The task - Scan the entries below for the word "React". Copy each line that has it.

Exercise data -
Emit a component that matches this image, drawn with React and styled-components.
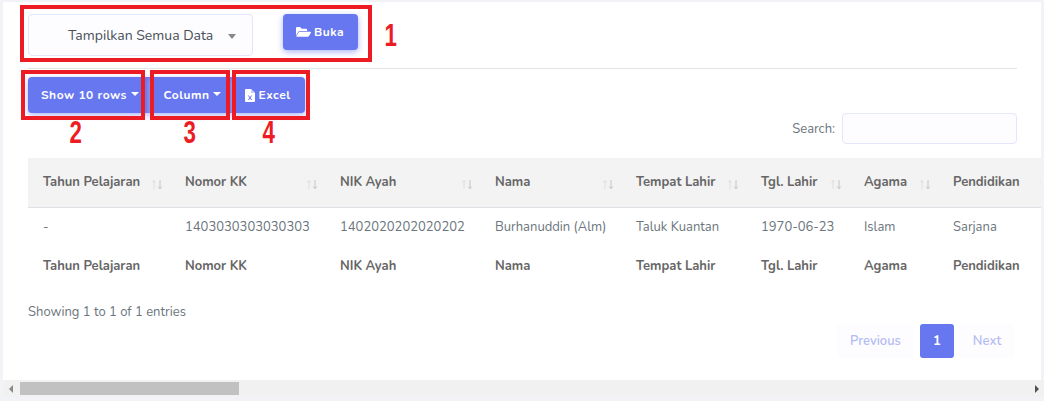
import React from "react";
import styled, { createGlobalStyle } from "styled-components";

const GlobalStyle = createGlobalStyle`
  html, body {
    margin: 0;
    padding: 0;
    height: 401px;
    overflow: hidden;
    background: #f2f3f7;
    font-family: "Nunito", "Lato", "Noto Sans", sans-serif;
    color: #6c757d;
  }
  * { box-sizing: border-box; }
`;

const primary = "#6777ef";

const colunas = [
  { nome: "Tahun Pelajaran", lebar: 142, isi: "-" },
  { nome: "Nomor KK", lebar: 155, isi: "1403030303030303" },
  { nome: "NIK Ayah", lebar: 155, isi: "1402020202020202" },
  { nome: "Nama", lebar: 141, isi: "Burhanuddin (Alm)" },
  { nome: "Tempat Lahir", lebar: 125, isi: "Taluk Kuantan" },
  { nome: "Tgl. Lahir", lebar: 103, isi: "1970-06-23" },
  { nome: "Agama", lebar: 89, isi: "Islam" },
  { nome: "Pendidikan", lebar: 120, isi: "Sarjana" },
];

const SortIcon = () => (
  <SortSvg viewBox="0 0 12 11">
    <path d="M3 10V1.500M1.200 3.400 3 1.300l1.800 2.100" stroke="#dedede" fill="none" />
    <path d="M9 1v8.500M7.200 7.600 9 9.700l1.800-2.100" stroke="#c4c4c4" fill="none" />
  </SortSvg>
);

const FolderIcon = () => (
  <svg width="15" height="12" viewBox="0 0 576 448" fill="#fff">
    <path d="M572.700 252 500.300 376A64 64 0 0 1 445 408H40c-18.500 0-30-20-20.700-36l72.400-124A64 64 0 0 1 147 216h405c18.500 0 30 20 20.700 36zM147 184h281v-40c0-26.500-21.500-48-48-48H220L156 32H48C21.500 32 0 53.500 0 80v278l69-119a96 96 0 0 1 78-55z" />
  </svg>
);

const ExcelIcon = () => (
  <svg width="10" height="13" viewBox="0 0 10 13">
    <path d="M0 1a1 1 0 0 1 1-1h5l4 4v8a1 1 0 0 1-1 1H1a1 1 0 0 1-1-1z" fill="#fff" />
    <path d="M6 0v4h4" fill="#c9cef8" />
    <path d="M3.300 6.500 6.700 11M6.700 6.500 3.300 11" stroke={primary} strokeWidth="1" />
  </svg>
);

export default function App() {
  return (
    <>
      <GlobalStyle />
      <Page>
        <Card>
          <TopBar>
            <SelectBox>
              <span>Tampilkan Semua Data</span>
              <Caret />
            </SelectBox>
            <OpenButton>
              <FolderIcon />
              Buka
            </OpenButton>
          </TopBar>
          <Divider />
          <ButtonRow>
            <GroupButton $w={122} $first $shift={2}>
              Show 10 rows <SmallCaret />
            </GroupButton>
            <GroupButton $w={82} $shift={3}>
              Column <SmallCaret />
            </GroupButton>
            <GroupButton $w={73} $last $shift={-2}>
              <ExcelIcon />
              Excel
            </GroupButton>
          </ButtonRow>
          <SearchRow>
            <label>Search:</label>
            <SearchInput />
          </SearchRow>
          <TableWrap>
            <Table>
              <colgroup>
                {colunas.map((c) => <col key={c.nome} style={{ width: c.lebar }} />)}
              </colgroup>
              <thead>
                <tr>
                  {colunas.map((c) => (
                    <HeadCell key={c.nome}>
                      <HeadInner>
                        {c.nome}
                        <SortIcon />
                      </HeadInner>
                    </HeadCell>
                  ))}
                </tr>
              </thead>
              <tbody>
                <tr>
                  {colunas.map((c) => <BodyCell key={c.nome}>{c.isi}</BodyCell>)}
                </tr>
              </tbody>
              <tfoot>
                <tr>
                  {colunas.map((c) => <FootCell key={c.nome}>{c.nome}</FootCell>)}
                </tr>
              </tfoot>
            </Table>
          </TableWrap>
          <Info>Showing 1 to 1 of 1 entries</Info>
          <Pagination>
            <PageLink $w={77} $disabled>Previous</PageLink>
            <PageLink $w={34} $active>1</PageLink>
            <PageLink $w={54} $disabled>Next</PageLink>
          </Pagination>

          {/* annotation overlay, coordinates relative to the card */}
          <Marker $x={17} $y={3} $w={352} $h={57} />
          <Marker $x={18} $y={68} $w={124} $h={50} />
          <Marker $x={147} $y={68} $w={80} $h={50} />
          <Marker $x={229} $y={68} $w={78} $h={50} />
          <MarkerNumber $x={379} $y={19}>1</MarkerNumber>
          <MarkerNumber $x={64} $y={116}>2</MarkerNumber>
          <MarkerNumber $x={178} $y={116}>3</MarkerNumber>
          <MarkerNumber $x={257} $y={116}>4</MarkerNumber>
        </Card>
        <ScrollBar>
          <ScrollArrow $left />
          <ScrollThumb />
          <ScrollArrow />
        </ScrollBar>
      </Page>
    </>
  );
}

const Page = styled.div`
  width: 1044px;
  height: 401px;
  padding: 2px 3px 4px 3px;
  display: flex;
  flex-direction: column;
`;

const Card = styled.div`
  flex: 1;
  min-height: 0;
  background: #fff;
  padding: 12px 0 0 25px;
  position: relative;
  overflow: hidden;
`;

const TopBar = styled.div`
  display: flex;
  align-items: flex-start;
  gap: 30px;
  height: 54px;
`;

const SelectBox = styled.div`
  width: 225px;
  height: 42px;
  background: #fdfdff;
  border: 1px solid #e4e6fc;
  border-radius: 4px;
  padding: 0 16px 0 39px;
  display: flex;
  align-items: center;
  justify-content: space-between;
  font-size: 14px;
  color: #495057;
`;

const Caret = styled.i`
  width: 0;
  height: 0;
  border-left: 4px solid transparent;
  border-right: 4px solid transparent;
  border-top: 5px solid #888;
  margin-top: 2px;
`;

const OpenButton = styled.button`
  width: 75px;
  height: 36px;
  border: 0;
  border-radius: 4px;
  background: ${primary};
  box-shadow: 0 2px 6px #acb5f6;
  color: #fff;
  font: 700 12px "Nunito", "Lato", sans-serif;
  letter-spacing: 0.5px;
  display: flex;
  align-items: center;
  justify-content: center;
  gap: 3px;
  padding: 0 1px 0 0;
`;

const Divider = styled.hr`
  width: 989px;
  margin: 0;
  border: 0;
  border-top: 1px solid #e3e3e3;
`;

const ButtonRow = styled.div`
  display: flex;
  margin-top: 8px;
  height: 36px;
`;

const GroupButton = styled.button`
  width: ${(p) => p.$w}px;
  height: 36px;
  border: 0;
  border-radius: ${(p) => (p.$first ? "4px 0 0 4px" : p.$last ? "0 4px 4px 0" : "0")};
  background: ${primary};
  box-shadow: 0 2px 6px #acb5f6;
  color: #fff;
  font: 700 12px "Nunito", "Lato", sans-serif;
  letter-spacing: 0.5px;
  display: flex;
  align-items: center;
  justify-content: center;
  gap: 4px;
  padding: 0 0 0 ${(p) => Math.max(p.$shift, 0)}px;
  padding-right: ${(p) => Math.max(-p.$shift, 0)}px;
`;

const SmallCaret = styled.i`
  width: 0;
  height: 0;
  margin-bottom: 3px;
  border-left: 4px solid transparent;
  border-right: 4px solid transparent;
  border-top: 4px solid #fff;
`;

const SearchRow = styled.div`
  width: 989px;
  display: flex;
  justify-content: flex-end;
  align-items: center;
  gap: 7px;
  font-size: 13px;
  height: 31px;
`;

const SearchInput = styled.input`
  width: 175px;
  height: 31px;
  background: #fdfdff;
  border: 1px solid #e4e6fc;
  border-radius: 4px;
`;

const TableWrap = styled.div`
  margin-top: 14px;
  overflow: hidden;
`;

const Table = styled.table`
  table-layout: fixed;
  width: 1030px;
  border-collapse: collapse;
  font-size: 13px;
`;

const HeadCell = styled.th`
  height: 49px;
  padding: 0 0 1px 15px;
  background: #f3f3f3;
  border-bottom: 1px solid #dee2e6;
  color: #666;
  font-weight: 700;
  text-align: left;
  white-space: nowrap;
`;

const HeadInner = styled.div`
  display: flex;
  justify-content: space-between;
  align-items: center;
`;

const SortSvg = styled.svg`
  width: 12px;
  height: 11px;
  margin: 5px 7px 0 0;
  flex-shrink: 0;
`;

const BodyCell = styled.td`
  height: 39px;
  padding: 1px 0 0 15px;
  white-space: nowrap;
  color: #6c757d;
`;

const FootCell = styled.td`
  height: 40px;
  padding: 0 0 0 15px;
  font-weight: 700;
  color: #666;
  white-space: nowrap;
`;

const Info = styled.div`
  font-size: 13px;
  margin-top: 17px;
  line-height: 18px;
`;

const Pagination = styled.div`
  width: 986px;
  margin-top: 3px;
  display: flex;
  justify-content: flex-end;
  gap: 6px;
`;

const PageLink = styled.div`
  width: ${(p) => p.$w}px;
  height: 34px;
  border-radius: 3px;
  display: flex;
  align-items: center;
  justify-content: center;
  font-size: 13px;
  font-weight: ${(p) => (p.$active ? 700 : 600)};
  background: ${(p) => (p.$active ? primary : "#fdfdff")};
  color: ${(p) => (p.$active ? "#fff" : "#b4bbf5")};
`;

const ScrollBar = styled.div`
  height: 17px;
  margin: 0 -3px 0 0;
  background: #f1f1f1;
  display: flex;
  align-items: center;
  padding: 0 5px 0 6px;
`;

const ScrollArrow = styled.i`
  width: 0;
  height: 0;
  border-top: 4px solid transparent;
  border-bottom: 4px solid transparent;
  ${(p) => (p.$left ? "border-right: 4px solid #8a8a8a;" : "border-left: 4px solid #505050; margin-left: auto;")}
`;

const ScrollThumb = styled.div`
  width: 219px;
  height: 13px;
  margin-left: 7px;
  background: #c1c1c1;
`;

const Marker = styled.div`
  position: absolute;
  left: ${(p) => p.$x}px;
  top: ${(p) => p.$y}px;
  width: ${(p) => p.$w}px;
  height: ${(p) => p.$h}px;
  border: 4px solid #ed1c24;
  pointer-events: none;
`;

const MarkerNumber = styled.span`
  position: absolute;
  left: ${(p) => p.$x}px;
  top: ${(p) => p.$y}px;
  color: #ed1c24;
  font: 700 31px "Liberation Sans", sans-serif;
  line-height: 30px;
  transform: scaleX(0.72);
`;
==
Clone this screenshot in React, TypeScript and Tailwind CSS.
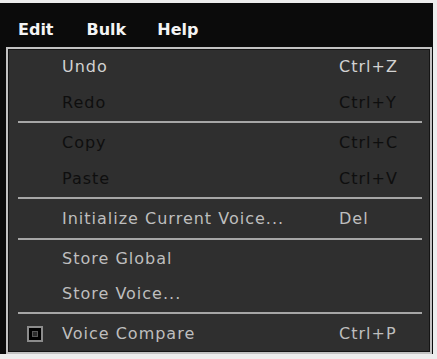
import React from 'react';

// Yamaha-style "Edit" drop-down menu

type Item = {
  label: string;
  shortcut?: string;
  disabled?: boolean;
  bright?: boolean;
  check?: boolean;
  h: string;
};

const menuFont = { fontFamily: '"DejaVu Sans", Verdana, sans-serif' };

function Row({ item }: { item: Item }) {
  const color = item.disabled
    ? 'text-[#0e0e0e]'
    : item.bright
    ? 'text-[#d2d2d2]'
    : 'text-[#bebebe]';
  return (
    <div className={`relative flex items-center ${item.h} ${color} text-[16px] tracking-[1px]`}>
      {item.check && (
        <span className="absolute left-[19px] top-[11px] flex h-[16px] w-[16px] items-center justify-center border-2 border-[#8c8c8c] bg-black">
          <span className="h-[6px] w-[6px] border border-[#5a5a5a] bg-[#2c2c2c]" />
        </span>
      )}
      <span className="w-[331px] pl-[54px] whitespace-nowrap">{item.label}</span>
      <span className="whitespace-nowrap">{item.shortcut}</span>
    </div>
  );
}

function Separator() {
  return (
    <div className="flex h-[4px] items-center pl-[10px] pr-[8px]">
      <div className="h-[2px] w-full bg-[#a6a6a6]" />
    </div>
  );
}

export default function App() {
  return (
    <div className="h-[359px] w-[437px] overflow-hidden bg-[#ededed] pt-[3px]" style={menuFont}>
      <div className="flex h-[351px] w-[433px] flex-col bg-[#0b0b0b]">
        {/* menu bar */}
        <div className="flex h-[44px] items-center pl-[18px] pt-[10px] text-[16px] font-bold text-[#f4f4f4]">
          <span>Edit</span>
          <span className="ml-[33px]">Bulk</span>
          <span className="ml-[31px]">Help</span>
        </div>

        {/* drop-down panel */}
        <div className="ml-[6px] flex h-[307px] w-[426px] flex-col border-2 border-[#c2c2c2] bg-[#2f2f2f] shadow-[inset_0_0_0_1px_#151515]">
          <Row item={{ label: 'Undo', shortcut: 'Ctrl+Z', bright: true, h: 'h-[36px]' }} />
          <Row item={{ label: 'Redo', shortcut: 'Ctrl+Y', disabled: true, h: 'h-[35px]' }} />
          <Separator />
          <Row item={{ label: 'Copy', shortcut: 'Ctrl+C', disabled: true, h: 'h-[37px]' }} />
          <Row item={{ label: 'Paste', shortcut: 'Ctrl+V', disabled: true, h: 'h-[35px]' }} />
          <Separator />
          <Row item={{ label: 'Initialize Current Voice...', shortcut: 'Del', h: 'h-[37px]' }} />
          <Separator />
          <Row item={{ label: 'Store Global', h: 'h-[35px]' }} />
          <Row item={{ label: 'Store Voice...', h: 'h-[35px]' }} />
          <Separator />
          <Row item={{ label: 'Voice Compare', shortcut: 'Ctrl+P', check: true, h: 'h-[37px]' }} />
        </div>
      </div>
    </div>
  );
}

Result below -
Emit a component that matches this image, drawn with React and styled-components.
import React from "react";
Clone this screenshot in React, TypeScript and Tailwind CSS.
import React from 'react';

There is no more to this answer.